I got a full scholarship to UCLA. It was a good school and close to home. Berkeley only offered me a full scholarship starting my second year, because of something I'd done my senior year of high school, so I went to UCLA. I'm glad I did, because they paid for me to spend a year in Spain. I gardened for a rich filmmaker while I was in LA, and it was enough for room and board in Madrid. My Spanish friends taught me how to stay up late and go out. There was a great gay scene there. Their worst insult was that someone was ordinario. “Don't be ordinary!” they would admonish. That whole world felt like an Almodovar movie. Everyone was crazy. Everyone was up at ungodly hours. And they all spoke with impenetrable Madrid accents.

After college I had no idea what I wanted to do with my life. My mother wanted me to be a doctor or an engineer. I worked on Madison Avenue. But it wasn't quite right, and I started studying for the LSAT's while continuing at work.

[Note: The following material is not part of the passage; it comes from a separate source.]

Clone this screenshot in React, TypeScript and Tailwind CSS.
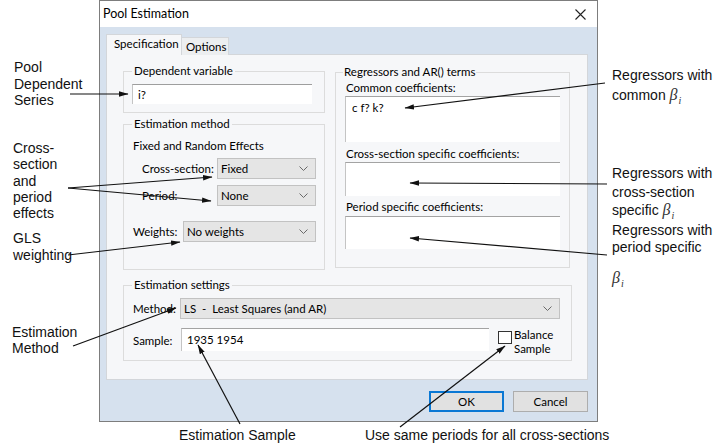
import React from "react";

function Chevron() {
  return (
    <svg width="9" height="5" viewBox="0 0 9 5" className="shrink-0">
      <path d="M0.5 0.5 L4.5 4.5 L8.5 0.5" stroke="#6a6a6a" strokeWidth="1" fill="none" />
    </svg>
  );
}

function Combo({ className, text }: { className: string; text: string }) {
  return (
    <div
      className={
        "flex items-center justify-between h-[21px] bg-[#e5e5e5] border border-[#c2c2c2] pl-[3px] pr-[7px] " +
        className
      }
    >
      <span className="whitespace-pre">{text}</span>
      <Chevron />
    </div>
  );
}

function Beta() {
  return (
    <span className="font-['Liberation_Serif',serif] italic text-[16px] leading-none text-[#333]">
      β<span className="text-[10px] leading-none relative top-[4px] ml-[1px]">i</span>
    </span>
  );
}

function Dialog() {
  return (
    <div className="w-[499px] h-[422px] border border-[#7d7d7d] flex flex-col font-['Lato',sans-serif] text-[11.5px] text-black">
      {/* title bar */}
      <div className="h-[26px] bg-white flex items-center justify-between pl-[3px] pr-[11px]">
        <span className="text-[12.5px]">Pool Estimation</span>
        <svg width="11" height="11" viewBox="0 0 11 11">
          <path d="M0.5 0.5 L10.5 10.5 M10.5 0.5 L0.5 10.5" stroke="#222" strokeWidth="1.1" />
        </svg>
      </div>
      {/* body */}
      <div className="flex-1 bg-[#d6e1ee] pl-[6px] pt-[8px] flex flex-col">
        {/* tabs */}
        <div className="flex items-end h-[20px] relative z-10 -mb-px">
          <div className="w-[76px] h-[21px] bg-[#f6f7f9] border-t border-l border-r border-[#d3d6da] flex items-center pl-[7px] pb-[2px]">
            Specification
          </div>
          <div className="w-[47px] h-[18px] bg-[#eceef0] border-t border-r border-[#d3d6da] flex items-center pl-[4px]">
            Options
          </div>
        </div>
        {/* panel */}
        <div className="w-[482px] h-[326px] bg-[#f6f7f9] border border-[#d3d6da] pt-[8px] pl-[16px] flex flex-col">
          <div className="flex gap-[10px]">
            {/* left column */}
            <div className="w-[202px] flex flex-col gap-[3px]">
              <fieldset className="h-[50px] border border-[#dcdcdc] pl-[8px]">
                <legend className="px-[2px] leading-[16px]">Dependent variable</legend>
                <div className="mt-[5px] w-[180px] h-[20px] bg-white border-t border-l border-t-[#9e9e9e] border-l-[#c4c4c4] flex items-center pl-[5px]">
                  i?
                </div>
              </fieldset>
              <fieldset className="h-[154px] border border-[#dcdcdc] pl-[8px]">
                <legend className="px-[2px] leading-[16px]">Estimation method</legend>
                <div className="mt-[6px] leading-[16px] pl-[1px]">Fixed and Random Effects</div>
                <div className="mt-[4px] flex items-center pl-[10px]">
                  <span className="w-[75px]">Cross-section:</span>
                  <Combo className="w-[99px]" text="Fixed" />
                </div>
                <div className="mt-[6px] flex items-center pl-[10px]">
                  <span className="w-[75px]">Period:</span>
                  <Combo className="w-[99px]" text="None" />
                </div>
                <div className="mt-[15px] flex items-center pl-[1px]">
                  <span className="w-[50px]">Weights:</span>
                  <Combo className="w-[133px]" text="No weights" />
                </div>
              </fieldset>
            </div>
            {/* right column */}
            <div className="w-[235px] pt-[1px]">
              <fieldset className="h-[204px] border border-[#dcdcdc] pl-[9px]">
                <legend className="-ml-[2px] px-[1px] leading-[16px]">Regressors and AR() terms</legend>
                <div className="leading-[16px] pl-[1px]">Common coefficients:</div>
                <div className="w-[215px] h-[46px] bg-white border-t border-l border-t-[#a3a3a3] border-l-[#c4c4c4] pl-[6px] pt-[2px]">
                  c f? k?
                </div>
                <div className="mt-[4px] leading-[16px] pl-[1px]">Cross-section specific coefficients:</div>
                <div className="w-[215px] h-[34px] bg-white border-t border-l border-t-[#a3a3a3] border-l-[#c4c4c4]" />
                <div className="mt-[3px] leading-[16px] pl-[1px]">Period specific coefficients:</div>
                <div className="mt-[1px] w-[215px] h-[33px] bg-white border-t border-l border-t-[#a3a3a3] border-l-[#c4c4c4]" />
              </fieldset>
            </div>
          </div>
          {/* estimation settings */}
          <fieldset className="mt-[7px] w-[449px] h-[84px] border border-[#dcdcdc] pl-[8px]">
            <legend className="px-[2px] leading-[16px]">Estimation settings</legend>
            <div className="mt-[5px] flex items-center">
              <span className="w-[48px] pl-[1px]">Method:</span>
              <Combo className="w-[380px]" text="LS  -  Least Squares (and AR)" />
            </div>
            <div className="mt-[9px] flex items-start">
              <span className="w-[49px] pl-[1px] mt-[4px]">Sample:</span>
              <div className="w-[308px] h-[23px] bg-white border-t border-l border-t-[#a3a3a3] border-l-[#c4c4c4] pl-[5px] flex items-center">
                1935 1954
              </div>
              <div className="ml-[9px] mt-[3px] w-[14px] h-[13px] border border-[#333] bg-white" />
              <div className="ml-[2px] leading-[14px]">
                <div>Balance</div>
                <div>Sample</div>
              </div>
            </div>
          </fieldset>
        </div>
        {/* buttons */}
        <div className="w-[482px] mt-[11px] flex justify-end gap-[9px]">
          <div className="w-[75px] h-[21px] border-2 border-[#0a78d4] bg-[#e1e1e1] flex items-center justify-center">
            OK
          </div>
          <div className="w-[75px] h-[21px] border border-[#adadad] bg-[#e1e1e1] flex items-center justify-center">
            Cancel
          </div>
        </div>
      </div>
    </div>
  );
}

const arrows: [number, number, number, number][] = [
  [70, 94, 128, 94],
  [68, 188, 212, 177],
  [68, 188, 211, 201],
  [68, 255, 180, 242],
  [73, 346, 176, 308],
  [240, 424, 198, 345],
  [400, 427, 505, 346],
  [605, 83, 405, 108],
  [607, 184, 410, 183],
  [607, 255, 410, 238],
];

export default function App() {
  return (
    <div className="relative w-[717px] h-[445px] bg-white overflow-hidden font-['Liberation_Sans',Arial,sans-serif]">
      <div className="pl-[99px]">
        <Dialog />
      </div>

      {/* annotations */}
      <div className="absolute left-[14px] top-[59px] text-[14px] leading-[16.5px] text-[#111]">
        <div>Pool</div>
        <div>Dependent</div>
        <div>Series</div>
      </div>
      <div className="absolute left-[13px] top-[140px] text-[14px] leading-[16.3px] text-[#111]">
        <div>Cross-</div>
        <div>section</div>
        <div>and</div>
        <div>period</div>
        <div>effects</div>
      </div>
      <div className="absolute left-[13px] top-[230px] text-[14px] leading-[17px] text-[#111]">
        <div>GLS</div>
        <div>weighting</div>
      </div>
      <div className="absolute left-[12px] top-[324px] text-[14px] leading-[16px] text-[#111]">
        <div>Estimation</div>
        <div>Method</div>
      </div>
      <div className="absolute left-[179px] top-[427px] text-[14px] leading-[16px] text-[#111]">
        Estimation Sample
      </div>
      <div className="absolute left-[365px] top-[427px] text-[14px] leading-[16px] text-[#111]">
        Use same periods for all cross-sections
      </div>
      <div className="absolute left-[612px] top-[66px] text-[14px] text-[#111]">
        <div className="h-[20px] leading-[18px]">Regressors with</div>
        <div className="h-[18px] leading-[18px]">
          common <Beta />
        </div>
      </div>
      <div className="absolute left-[612px] top-[164px] text-[14px] text-[#111]">
        <div className="h-[18.5px] leading-[18px]">Regressors with</div>
        <div className="h-[18.5px] leading-[18px]">cross-section</div>
        <div className="h-[18.5px] leading-[18px]">
          specific <Beta />
        </div>
      </div>
      <div className="absolute left-[612px] top-[221px] text-[14px] text-[#111]">
        <div className="h-[17px] leading-[18px]">Regressors with</div>
        <div className="h-[17px] leading-[18px]">period specific</div>
        <div className="mt-[14px] h-[18px] leading-[18px]">
          <Beta />
        </div>
      </div>

      <svg className="absolute inset-0 pointer-events-none" width="717" height="445" viewBox="0 0 717 445">
        <defs>
          <marker id="ah" markerUnits="userSpaceOnUse" markerWidth="10" markerHeight="6" refX="9" refY="3" orient="auto">
            <path d="M0,0.3 L9.5,3 L0,5.7 z" fill="#111" />
          </marker>
        </defs>
        {arrows.map(([x1, y1, x2, y2], i) => (
          <line key={i} x1={x1} y1={y1} x2={x2} y2={y2} stroke="#111" strokeWidth="1.2" markerEnd="url(#ah)" />
        ))}
      </svg>
    </div>
  );
}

Then one day someone burst into the office saying, “is there a landscape designer in the house?” I certainly was not one, but my roommate was, and had gone to school for it, and needed someone to give him his first break. So I recommended my roommate to the stranger. But the stranger said, “no, I don't want him, I want you. You have the eye, and you're good with people. Everything else can be taught.”

And that was how landscape design came to me. I fell into it, and I've been doing it for fifteen years now. My mother refuses to understand what I do. She still thinks I'm a gardener—a manual laborer who digs holes. She wishes I would become a doctor or an engineer. I could, but I would fail at those things. I wouldn't be any good at them.

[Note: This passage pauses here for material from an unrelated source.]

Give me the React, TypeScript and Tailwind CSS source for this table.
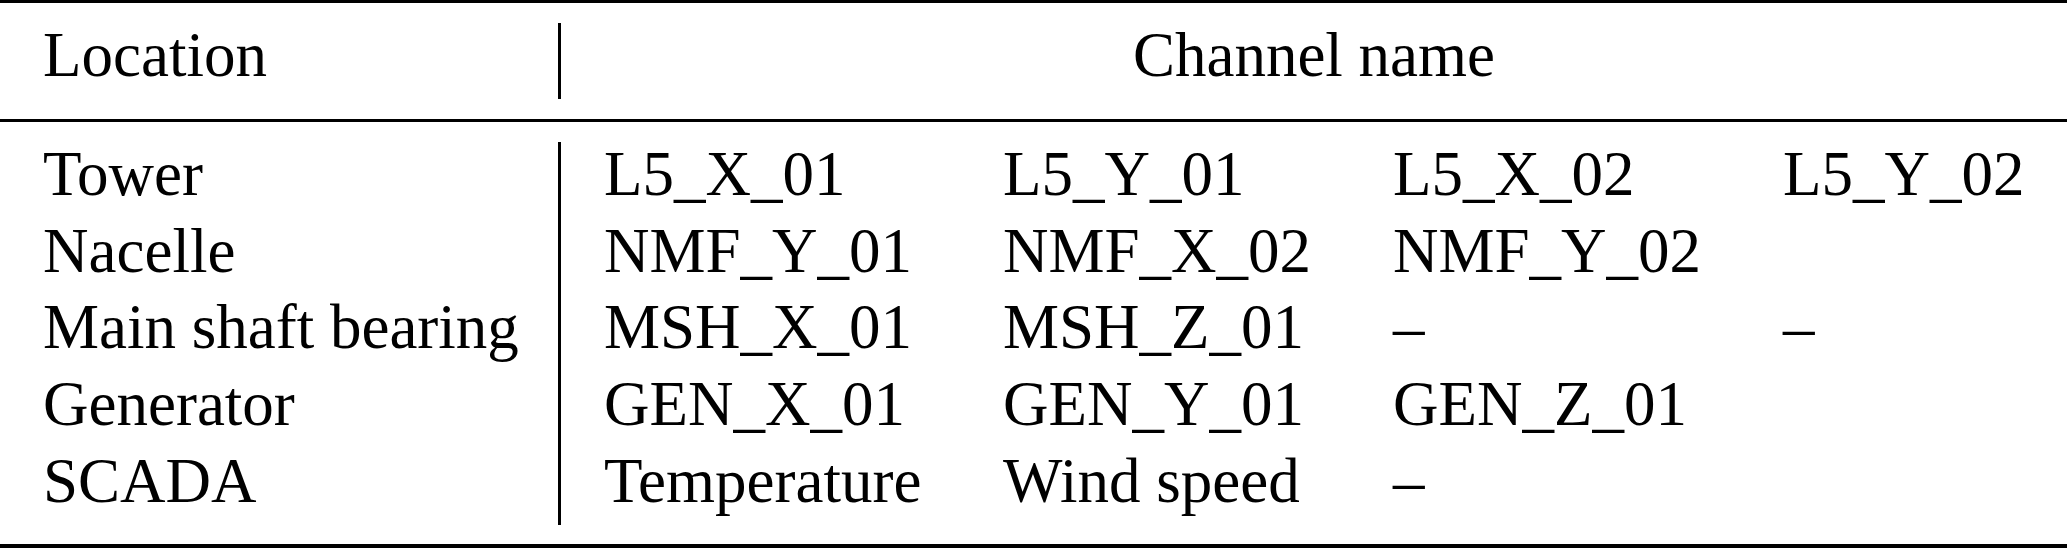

I learned a lot from the man who hired me. But he was very abusive. He just wanted to get into my pants. We had a long abusive relationship. He would grab my ass at work. It was great for him. I was young and hungry and eager and didn't cost much. I would work twenty hour days, seven days a week, and go eighty days without a day off. I still do.

One day he announced, “this has been a tough year. We all have to make sacrifices. I wasn't able to install solar panels on the roof of my house in Hawaii. And I'm cutting all you guys' health insurance.” That was when my friend quit. I eventually quit too, and broke up with him, because he was an anti-intellectual. I was always curious and wanted to learn all about plants, always educating myself. He was against all this. He was an asshole and a horrible boss.

I've been paying for my foreman Mateo's son to go to junior college so he can then go to Berkeley, which I will also pay for. But he's getting B's. I need to tell him, he has to get A's, and I won't pay for school unless he gets A's. Otherwise he won't get in to Berkeley. I've started employing him, so I can keep an eye on him and make sure he studies.

Donatella

I summer in Tuscany and winter in Mexico, because of my dear friend Donatella. She used to be married to a man who was a count and something else, and a business mogul, and had more money than God. But she was bored, so she made her own money. She started a market analysis firm and it took off. So now she has a palazzo outside of Florence, and her family has a palazzo in Rome next to the Palazzo Pitti, and her mother lives in a castle, with turrets. They furnish their palazzi with furniture that used to belong to popes. She goes with her friend, another Donatella, to la Scala.

The Italians

One day I was on the street and I went over to a couple of women and asked them for a cigarette. They turned out to be Italian, so we spoke Italian. I asked them where they had eaten so far in San Francisco. “We eat a hot dog on the street, you know, a bagel,” their friend Giuseppe said. “Oh my God, how can you be in San Francisco and not have eaten good food?” I said. “I know the best Vietnamese place in town. Give me your number, and I will take you to dinner.” Later I dropped by their hotel and left my homemade yogurt, berries, and orchids for them, and a note saying I was serious.

Then they called me at 9 pm and asked if I still wanted to go to dinner. I was working at my second job up in Sonoma, and it was impossible to get reservations for seven people at that hour in a city where the restaurants close at 10, but I made it back to the city and we went to a nice Italian place. Then we went back to a dear friend's house, he lives in a repurposed factory that used to make church organ pipes, and we drank wine and talked, and I showed them a beautiful moonlit private garden at 10th and Natoma, this urban wasteland, and you walk into this garden and it feels like an oasis. It was magical, We've become good friends, and ever since, I visit Rome every winter and stay with them.

The Other Italians

One day I was in Rome and I saw an interesting couple of women and I went and asked them for a cigarette. They turned out to be gallery owners, and loved art, and artists, and loved me. They said they spent half the year in Bali. The Bali expat community is small, so I said, “oh if you're in Bali then you must know my friend Jacques X,” and of course they did. A Spanish grandée. “Well then you may not have heard the news. He died in a horrible car accident in Cuba two days ago.” They were upset, but we have been friends ever since, so I visit them too, whenever I'm in Rome.

Adam and Eve

I was at a party and across the room I saw a gorgeous Vietnamese girl who had waist-length platinum hair. “Oh my God,” I said, crossing the room for her. “Your hair is beautiful! Where did you get it done?” And we were friends ever since. One day one of my friends who runs the art museum in Sonoma was doing an exhibit called “Visions of Paradise” and wanted to have Adam and Eve at the entrance to the exhibit. “What if you had a gay Adam and a Vietnamese Eve with beautiful blonde hair?” I said to her. “Oh my God, that would be hilarious!” she said. And so Lou and I did it, we were Adam and Eve, and it was hysterical. We really got into the parts too. I'd kind of curl away from her, like, “can you get out of the way, you're blocking my view of this beautiful bromeliad.”